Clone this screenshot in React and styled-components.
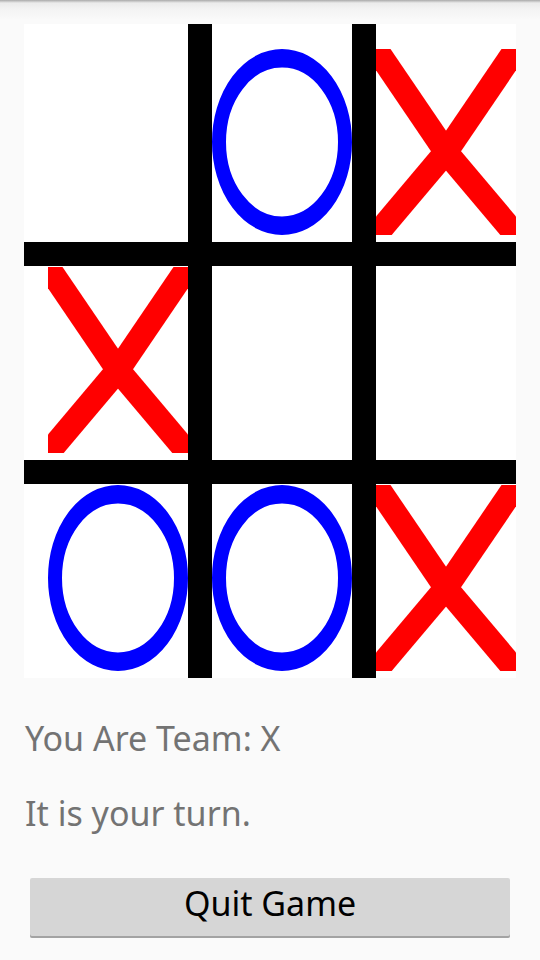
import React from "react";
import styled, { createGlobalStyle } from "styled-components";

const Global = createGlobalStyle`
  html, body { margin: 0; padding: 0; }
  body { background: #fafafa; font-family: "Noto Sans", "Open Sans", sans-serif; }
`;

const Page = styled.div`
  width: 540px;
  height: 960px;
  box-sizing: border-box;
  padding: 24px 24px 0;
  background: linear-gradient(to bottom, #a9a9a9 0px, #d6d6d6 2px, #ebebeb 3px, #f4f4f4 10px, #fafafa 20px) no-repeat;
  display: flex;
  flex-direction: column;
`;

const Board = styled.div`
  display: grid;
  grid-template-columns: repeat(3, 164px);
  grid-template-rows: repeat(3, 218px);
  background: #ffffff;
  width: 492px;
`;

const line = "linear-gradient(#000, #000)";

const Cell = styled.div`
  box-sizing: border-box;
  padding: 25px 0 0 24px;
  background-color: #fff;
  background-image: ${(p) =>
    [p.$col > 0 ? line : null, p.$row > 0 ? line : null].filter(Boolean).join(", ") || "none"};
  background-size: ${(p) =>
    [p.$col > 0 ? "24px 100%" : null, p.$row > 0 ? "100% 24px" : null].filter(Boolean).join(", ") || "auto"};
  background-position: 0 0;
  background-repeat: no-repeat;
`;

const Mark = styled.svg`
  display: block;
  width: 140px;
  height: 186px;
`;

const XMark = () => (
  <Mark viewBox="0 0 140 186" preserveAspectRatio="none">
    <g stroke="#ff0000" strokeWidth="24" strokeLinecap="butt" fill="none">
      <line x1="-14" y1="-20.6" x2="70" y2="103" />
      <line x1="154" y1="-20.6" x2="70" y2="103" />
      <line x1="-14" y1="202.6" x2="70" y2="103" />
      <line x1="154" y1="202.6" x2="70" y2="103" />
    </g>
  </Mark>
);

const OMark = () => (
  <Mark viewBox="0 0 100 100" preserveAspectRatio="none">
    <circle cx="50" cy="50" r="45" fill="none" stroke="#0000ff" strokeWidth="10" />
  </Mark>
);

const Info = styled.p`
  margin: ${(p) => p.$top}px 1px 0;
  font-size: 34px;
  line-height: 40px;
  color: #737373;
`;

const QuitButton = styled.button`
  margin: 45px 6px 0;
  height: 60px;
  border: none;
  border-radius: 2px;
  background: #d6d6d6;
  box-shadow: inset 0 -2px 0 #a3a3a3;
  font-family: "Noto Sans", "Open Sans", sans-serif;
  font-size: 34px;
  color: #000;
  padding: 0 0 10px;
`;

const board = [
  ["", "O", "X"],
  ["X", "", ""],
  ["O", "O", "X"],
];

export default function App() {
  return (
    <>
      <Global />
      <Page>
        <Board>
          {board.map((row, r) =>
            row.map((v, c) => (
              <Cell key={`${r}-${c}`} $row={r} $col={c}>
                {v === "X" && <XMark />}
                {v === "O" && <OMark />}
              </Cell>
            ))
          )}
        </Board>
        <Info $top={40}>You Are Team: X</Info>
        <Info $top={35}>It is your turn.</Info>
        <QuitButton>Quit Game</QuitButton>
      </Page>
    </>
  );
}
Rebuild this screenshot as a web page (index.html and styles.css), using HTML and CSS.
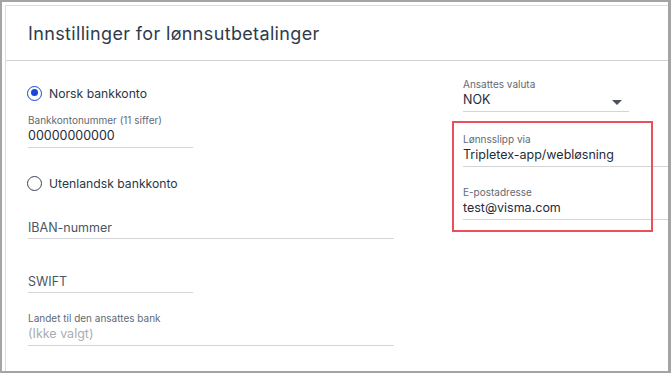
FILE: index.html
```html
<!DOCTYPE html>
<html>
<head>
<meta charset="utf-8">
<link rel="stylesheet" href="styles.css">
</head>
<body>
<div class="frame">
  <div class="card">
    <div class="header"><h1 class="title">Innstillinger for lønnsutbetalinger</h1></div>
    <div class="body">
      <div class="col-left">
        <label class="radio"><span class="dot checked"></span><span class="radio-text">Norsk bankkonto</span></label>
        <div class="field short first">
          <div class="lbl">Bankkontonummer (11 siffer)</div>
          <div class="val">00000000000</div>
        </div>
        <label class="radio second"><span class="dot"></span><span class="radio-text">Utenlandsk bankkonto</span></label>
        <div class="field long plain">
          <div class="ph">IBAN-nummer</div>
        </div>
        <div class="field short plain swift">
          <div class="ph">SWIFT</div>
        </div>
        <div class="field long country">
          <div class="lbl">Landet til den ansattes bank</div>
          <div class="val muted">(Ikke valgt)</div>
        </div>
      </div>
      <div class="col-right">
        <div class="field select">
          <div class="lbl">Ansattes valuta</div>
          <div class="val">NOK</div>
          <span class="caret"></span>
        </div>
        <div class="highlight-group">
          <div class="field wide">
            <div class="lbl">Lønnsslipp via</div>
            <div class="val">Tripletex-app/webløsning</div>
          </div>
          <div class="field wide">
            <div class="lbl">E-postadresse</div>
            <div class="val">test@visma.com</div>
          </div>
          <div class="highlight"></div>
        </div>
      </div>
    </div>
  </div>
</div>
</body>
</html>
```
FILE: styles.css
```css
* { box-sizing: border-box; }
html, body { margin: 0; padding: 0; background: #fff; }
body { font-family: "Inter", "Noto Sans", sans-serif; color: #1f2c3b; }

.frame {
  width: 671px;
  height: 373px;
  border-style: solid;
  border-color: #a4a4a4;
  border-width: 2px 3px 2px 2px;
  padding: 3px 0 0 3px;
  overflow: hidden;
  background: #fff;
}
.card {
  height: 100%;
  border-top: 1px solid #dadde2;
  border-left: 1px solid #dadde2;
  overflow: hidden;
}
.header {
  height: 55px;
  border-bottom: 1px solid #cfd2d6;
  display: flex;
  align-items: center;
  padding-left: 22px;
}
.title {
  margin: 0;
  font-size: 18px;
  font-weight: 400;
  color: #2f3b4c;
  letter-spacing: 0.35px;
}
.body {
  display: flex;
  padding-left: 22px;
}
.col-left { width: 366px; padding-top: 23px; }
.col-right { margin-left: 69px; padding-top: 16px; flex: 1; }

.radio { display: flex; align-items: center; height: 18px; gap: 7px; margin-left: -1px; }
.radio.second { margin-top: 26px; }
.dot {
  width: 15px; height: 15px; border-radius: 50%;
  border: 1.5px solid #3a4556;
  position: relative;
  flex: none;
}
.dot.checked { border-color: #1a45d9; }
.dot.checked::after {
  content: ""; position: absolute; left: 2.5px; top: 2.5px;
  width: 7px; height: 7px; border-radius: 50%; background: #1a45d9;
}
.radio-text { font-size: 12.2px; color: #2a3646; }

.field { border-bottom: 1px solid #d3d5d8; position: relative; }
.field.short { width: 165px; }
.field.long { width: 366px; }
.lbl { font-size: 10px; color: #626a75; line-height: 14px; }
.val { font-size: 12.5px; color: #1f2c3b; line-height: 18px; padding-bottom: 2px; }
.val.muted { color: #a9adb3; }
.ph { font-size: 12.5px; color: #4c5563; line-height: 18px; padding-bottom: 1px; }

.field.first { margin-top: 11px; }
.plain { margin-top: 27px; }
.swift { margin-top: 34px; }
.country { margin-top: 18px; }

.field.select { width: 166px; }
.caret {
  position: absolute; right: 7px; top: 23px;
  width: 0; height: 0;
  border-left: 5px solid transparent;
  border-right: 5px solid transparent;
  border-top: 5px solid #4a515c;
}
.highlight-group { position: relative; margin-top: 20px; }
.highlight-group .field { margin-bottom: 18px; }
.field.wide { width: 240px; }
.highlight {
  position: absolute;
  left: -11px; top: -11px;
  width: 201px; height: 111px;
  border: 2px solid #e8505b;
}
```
--
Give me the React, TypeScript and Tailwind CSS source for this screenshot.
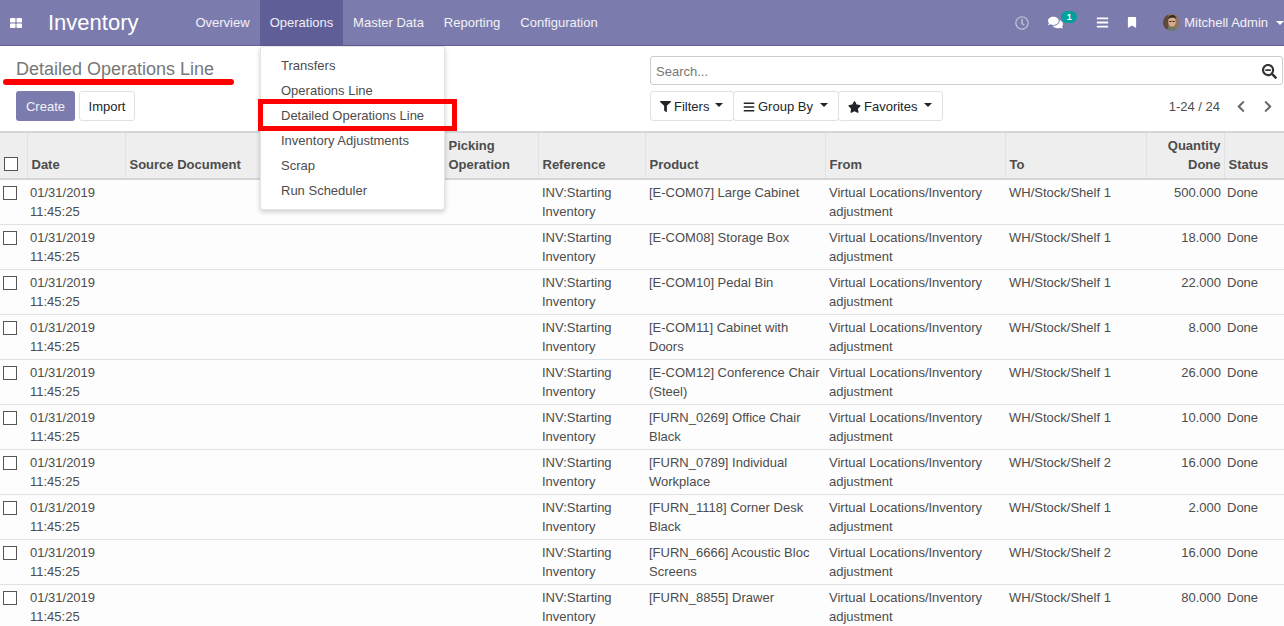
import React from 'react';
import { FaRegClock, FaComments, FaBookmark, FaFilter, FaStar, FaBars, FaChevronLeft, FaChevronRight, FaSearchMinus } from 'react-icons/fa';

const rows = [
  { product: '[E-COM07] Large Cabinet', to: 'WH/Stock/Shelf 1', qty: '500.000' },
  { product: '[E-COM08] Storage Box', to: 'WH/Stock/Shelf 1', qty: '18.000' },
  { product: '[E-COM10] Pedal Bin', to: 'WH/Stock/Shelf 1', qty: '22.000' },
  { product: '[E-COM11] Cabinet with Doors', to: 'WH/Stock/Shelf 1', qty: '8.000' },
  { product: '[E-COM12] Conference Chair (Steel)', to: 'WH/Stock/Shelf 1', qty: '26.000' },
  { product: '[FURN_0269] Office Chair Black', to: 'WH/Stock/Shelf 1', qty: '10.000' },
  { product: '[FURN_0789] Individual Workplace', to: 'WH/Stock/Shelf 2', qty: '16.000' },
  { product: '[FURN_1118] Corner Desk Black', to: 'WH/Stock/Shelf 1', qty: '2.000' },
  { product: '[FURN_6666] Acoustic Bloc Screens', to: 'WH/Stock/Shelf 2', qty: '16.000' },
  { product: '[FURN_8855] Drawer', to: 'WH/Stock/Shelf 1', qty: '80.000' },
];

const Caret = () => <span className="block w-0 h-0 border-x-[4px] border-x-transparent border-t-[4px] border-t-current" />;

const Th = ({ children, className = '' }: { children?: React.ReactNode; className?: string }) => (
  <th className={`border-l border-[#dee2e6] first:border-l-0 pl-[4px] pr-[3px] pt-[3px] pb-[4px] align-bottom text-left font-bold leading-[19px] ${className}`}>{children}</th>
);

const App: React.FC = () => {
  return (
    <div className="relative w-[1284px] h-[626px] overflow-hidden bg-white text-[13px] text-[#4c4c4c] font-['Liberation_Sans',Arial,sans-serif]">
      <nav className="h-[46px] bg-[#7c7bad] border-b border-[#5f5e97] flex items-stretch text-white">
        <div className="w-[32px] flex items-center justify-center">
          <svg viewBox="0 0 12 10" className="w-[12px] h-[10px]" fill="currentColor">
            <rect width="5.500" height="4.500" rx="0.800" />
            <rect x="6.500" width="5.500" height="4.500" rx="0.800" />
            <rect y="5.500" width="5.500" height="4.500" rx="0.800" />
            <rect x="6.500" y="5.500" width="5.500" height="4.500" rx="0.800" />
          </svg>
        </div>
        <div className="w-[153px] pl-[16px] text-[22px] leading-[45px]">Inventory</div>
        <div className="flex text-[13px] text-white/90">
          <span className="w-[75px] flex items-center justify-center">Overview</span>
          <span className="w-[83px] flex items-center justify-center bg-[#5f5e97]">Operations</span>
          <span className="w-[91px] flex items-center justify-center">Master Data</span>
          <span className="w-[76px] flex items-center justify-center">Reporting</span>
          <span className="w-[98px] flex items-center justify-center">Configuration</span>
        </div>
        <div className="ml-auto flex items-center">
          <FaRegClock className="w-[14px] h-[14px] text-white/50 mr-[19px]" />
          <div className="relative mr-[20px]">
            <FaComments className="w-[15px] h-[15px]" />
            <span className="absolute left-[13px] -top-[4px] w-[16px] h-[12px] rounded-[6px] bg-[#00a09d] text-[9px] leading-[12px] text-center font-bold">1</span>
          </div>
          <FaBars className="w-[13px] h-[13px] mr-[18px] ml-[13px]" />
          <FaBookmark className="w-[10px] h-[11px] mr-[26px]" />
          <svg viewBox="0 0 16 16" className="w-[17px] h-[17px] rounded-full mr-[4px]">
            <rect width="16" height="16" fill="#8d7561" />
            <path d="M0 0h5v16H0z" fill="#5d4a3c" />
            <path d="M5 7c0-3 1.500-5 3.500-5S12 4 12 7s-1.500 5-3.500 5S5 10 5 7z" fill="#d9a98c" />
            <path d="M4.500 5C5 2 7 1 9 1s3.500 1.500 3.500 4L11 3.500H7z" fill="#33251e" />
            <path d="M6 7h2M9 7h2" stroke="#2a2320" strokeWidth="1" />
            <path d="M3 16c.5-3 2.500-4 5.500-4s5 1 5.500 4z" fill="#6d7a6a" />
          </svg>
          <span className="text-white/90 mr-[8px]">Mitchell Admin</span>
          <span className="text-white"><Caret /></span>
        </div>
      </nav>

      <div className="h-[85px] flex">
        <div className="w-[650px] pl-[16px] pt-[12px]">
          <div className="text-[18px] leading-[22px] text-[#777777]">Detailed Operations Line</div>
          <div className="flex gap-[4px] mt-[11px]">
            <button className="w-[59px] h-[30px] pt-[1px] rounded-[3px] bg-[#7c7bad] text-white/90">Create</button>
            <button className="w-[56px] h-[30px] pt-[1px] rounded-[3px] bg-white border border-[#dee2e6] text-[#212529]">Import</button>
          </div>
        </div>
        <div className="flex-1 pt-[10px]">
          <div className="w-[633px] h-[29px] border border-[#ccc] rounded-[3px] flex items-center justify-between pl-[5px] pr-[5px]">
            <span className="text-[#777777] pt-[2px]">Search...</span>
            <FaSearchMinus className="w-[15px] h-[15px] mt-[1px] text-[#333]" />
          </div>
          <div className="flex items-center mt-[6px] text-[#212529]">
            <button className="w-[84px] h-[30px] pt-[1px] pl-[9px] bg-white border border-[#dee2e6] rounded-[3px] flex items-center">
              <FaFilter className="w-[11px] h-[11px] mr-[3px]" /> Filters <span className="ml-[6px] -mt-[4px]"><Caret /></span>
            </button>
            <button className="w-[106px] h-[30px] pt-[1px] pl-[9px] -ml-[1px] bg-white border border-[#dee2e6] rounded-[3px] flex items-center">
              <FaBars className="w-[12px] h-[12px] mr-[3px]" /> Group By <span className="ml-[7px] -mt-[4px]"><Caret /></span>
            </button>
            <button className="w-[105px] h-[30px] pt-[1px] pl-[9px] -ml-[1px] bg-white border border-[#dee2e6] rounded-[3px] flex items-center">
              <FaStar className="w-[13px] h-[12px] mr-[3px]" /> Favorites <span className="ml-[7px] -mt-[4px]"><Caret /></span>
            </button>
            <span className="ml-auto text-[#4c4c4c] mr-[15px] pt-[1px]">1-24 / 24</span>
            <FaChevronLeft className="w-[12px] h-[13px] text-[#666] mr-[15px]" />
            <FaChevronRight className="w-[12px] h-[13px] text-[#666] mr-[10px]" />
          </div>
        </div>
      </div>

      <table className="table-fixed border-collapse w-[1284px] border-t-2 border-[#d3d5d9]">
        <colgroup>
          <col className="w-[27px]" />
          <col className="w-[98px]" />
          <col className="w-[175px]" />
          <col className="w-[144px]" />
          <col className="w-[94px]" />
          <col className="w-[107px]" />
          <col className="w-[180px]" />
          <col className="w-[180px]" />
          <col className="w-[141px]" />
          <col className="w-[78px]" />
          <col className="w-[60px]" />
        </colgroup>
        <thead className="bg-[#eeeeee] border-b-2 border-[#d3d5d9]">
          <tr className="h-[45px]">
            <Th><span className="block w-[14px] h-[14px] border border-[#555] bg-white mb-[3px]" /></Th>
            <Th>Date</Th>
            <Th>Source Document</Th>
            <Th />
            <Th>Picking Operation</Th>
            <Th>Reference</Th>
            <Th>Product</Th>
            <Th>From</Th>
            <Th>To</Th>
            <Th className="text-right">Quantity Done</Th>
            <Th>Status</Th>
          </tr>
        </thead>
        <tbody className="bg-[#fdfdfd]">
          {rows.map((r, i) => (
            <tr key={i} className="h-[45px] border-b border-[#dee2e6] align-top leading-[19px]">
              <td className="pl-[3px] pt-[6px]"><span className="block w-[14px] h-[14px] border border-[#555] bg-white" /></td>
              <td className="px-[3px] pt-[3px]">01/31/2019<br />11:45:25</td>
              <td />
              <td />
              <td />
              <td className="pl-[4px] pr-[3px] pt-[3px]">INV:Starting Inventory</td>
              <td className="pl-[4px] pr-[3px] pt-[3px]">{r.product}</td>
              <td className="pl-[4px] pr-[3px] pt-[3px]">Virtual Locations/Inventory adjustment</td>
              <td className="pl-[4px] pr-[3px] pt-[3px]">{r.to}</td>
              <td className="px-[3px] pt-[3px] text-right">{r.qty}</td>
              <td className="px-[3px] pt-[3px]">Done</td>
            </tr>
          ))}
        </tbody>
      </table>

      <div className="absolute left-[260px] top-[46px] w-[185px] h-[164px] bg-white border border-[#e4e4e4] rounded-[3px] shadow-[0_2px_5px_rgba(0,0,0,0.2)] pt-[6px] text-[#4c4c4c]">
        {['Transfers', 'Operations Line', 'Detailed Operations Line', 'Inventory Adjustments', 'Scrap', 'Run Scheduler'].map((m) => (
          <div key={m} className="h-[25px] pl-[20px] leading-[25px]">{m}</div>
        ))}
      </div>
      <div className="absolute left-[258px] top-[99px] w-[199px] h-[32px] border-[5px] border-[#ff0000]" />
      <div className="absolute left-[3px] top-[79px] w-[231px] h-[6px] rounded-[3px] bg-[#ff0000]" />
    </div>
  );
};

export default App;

*DIRECTIONS FOR THIS TASK*: For this exercise, gather every line of the data that contains the word "screenshot".

*RESPONSE TO THE EXERCISE*:
Clone this screenshot in React and styled-components.
Rebuild this screenshot as a web page (index.html and styles.css), using HTML and CSS.
Give me the React, TypeScript and Tailwind CSS source for this screenshot.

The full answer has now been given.